Records

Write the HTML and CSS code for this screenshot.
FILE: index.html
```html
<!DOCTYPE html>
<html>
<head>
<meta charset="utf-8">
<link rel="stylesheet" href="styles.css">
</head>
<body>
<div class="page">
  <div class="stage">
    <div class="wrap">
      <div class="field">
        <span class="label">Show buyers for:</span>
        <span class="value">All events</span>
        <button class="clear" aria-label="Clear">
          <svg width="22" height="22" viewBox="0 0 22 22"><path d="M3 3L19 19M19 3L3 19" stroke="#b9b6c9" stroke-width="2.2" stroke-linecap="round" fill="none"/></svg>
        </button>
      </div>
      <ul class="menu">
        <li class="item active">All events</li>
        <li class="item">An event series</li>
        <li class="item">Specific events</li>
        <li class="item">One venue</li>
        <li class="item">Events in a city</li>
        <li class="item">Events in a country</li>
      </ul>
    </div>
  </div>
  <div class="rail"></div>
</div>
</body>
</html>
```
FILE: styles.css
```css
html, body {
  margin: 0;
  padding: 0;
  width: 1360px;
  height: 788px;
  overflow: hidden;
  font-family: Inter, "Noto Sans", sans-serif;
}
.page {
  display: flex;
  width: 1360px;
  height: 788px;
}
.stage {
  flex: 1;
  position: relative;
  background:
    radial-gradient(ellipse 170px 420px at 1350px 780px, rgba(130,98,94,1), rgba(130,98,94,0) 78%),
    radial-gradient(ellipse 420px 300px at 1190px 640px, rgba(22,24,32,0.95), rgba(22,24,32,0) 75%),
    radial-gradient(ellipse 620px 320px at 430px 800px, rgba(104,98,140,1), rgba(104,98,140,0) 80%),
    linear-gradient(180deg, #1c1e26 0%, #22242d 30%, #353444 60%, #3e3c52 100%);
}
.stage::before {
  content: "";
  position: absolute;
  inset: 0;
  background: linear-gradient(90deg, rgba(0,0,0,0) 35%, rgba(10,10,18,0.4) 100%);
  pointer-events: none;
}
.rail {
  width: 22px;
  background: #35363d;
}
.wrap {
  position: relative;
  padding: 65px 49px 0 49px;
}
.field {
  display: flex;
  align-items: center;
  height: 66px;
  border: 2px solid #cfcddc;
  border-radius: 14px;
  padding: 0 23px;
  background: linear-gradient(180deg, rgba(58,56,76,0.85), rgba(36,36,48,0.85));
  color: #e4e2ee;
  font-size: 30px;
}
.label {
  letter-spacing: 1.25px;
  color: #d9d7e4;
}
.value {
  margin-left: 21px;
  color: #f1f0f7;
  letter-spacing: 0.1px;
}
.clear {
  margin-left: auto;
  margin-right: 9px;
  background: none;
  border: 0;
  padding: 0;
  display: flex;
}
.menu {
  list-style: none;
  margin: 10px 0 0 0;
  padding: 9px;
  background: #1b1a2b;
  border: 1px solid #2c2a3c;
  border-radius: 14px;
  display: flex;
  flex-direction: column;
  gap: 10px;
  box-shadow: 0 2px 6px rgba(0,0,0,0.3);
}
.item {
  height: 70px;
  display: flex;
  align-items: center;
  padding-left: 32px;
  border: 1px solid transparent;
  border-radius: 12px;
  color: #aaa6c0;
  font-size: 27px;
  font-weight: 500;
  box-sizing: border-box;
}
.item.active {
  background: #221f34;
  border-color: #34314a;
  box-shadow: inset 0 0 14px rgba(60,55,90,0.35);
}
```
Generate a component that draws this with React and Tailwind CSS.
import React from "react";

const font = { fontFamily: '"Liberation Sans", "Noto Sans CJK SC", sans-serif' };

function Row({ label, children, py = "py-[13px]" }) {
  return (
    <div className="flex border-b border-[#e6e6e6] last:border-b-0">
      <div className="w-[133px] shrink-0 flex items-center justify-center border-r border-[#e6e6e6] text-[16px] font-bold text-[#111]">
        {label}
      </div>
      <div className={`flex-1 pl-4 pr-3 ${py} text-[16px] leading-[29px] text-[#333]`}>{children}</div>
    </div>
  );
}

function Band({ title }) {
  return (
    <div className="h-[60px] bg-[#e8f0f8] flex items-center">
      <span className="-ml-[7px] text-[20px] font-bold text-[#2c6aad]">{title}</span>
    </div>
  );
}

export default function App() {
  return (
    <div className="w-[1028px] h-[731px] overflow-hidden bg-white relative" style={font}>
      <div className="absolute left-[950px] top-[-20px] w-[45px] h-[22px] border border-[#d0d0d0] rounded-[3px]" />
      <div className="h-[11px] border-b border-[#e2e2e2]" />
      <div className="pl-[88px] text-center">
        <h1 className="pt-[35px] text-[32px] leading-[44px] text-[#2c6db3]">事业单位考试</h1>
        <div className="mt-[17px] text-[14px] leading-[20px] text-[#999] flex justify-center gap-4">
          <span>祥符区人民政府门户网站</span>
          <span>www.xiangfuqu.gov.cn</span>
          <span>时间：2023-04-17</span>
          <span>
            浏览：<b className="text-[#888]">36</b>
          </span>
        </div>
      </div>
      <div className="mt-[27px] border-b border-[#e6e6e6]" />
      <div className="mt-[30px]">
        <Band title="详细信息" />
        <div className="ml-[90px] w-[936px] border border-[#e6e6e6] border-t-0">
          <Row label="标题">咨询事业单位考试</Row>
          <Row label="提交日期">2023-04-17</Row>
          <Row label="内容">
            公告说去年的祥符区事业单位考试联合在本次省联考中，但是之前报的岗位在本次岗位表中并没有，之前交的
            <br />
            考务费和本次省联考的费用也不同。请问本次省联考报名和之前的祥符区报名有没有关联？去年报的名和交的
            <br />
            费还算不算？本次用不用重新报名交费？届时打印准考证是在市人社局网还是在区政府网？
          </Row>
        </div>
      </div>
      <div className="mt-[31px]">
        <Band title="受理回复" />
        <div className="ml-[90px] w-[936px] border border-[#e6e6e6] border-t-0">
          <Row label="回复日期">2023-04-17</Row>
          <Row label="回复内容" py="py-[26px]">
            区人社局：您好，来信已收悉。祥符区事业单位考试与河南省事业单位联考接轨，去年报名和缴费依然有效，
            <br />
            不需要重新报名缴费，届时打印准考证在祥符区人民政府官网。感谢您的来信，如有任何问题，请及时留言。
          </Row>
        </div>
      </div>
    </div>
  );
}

• _What the task asks_: Quote each line of the data above exactly as written.

• _Exercise answer_:
Write the HTML and CSS code for this screenshot.
FILE: index.html
```html
<!DOCTYPE html>
<html>
<head>
<meta charset="utf-8">
<link rel="stylesheet" href="styles.css">
</head>
<body>
<div class="page">
  <div class="stage">
    <div class="wrap">
      <div class="field">
        <span class="label">Show buyers for:</span>
        <span class="value">All events</span>
        <button class="clear" aria-label="Clear">
          <svg width="22" height="22" viewBox="0 0 22 22"><path d="M3 3L19 19M19 3L3 19" stroke="#b9b6c9" stroke-width="2.2" stroke-linecap="round" fill="none"/></svg>
        </button>
      </div>
      <ul class="menu">
        <li class="item active">All events</li>
        <li class="item">An event series</li>
        <li class="item">Specific events</li>
        <li class="item">One venue</li>
        <li class="item">Events in a city</li>
        <li class="item">Events in a country</li>
      </ul>
    </div>
  </div>
  <div class="rail"></div>
</div>
</body>
</html>
```
FILE: styles.css
```css
html, body {
  margin: 0;
  padding: 0;
  width: 1360px;
  height: 788px;
  overflow: hidden;
  font-family: Inter, "Noto Sans", sans-serif;
}
.page {
  display: flex;
  width: 1360px;
  height: 788px;
}
.stage {
  flex: 1;
  position: relative;
  background:
    radial-gradient(ellipse 170px 420px at 1350px 780px, rgba(130,98,94,1), rgba(130,98,94,0) 78%),
    radial-gradient(ellipse 420px 300px at 1190px 640px, rgba(22,24,32,0.95), rgba(22,24,32,0) 75%),
    radial-gradient(ellipse 620px 320px at 430px 800px, rgba(104,98,140,1), rgba(104,98,140,0) 80%),
    linear-gradient(180deg, #1c1e26 0%, #22242d 30%, #353444 60%, #3e3c52 100%);
}
.stage::before {
  content: "";
  position: absolute;
  inset: 0;
  background: linear-gradient(90deg, rgba(0,0,0,0) 35%, rgba(10,10,18,0.4) 100%);
  pointer-events: none;
}
.rail {
  width: 22px;
  background: #35363d;
}
.wrap {
  position: relative;
  padding: 65px 49px 0 49px;
}
.field {
  display: flex;
  align-items: center;
  height: 66px;
  border: 2px solid #cfcddc;
  border-radius: 14px;
  padding: 0 23px;
  background: linear-gradient(180deg, rgba(58,56,76,0.85), rgba(36,36,48,0.85));
  color: #e4e2ee;
  font-size: 30px;
}
.label {
  letter-spacing: 1.25px;
  color: #d9d7e4;
}
.value {
  margin-left: 21px;
  color: #f1f0f7;
  letter-spacing: 0.1px;
}
.clear {
  margin-left: auto;
  margin-right: 9px;
  background: none;
  border: 0;
  padding: 0;
  display: flex;
}
.menu {
  list-style: none;
  margin: 10px 0 0 0;
  padding: 9px;
  background: #1b1a2b;
  border: 1px solid #2c2a3c;
  border-radius: 14px;
  display: flex;
  flex-direction: column;
  gap: 10px;
  box-shadow: 0 2px 6px rgba(0,0,0,0.3);
}
.item {
  height: 70px;
  display: flex;
  align-items: center;
  padding-left: 32px;
  border: 1px solid transparent;
  border-radius: 12px;
  color: #aaa6c0;
  font-size: 27px;
  font-weight: 500;
  box-sizing: border-box;
}
.item.active {
  background: #221f34;
  border-color: #34314a;
  box-shadow: inset 0 0 14px rgba(60,55,90,0.35);
}
```
Generate a component that draws this with React and Tailwind CSS.
import React from "react";

const font = { fontFamily: '"Liberation Sans", "Noto Sans CJK SC", sans-serif' };

function Row({ label, children, py = "py-[13px]" }) {
  return (
    <div className="flex border-b border-[#e6e6e6] last:border-b-0">
      <div className="w-[133px] shrink-0 flex items-center justify-center border-r border-[#e6e6e6] text-[16px] font-bold text-[#111]">
        {label}
      </div>
      <div className={`flex-1 pl-4 pr-3 ${py} text-[16px] leading-[29px] text-[#333]`}>{children}</div>
    </div>
  );
}

function Band({ title }) {
  return (
    <div className="h-[60px] bg-[#e8f0f8] flex items-center">
      <span className="-ml-[7px] text-[20px] font-bold text-[#2c6aad]">{title}</span>
    </div>
  );
}

export default function App() {
  return (
    <div className="w-[1028px] h-[731px] overflow-hidden bg-white relative" style={font}>
      <div className="absolute left-[950px] top-[-20px] w-[45px] h-[22px] border border-[#d0d0d0] rounded-[3px]" />
      <div className="h-[11px] border-b border-[#e2e2e2]" />
      <div className="pl-[88px] text-center">
        <h1 className="pt-[35px] text-[32px] leading-[44px] text-[#2c6db3]">事业单位考试</h1>
        <div className="mt-[17px] text-[14px] leading-[20px] text-[#999] flex justify-center gap-4">
          <span>祥符区人民政府门户网站</span>
          <span>www.xiangfuqu.gov.cn</span>
          <span>时间：2023-04-17</span>
          <span>
            浏览：<b className="text-[#888]">36</b>
          </span>
        </div>
      </div>
      <div className="mt-[27px] border-b border-[#e6e6e6]" />
      <div className="mt-[30px]">
        <Band title="详细信息" />
        <div className="ml-[90px] w-[936px] border border-[#e6e6e6] border-t-0">
          <Row label="标题">咨询事业单位考试</Row>
          <Row label="提交日期">2023-04-17</Row>
          <Row label="内容">
            公告说去年的祥符区事业单位考试联合在本次省联考中，但是之前报的岗位在本次岗位表中并没有，之前交的
            <br />
            考务费和本次省联考的费用也不同。请问本次省联考报名和之前的祥符区报名有没有关联？去年报的名和交的
            <br />
            费还算不算？本次用不用重新报名交费？届时打印准考证是在市人社局网还是在区政府网？
          </Row>
        </div>
      </div>
      <div className="mt-[31px]">
        <Band title="受理回复" />
        <div className="ml-[90px] w-[936px] border border-[#e6e6e6] border-t-0">
          <Row label="回复日期">2023-04-17</Row>
          <Row label="回复内容" py="py-[26px]">
            区人社局：您好，来信已收悉。祥符区事业单位考试与河南省事业单位联考接轨，去年报名和缴费依然有效，
            <br />
            不需要重新报名缴费，届时打印准考证在祥符区人民政府官网。感谢您的来信，如有任何问题，请及时留言。
          </Row>
        </div>
      </div>
    </div>
  );
}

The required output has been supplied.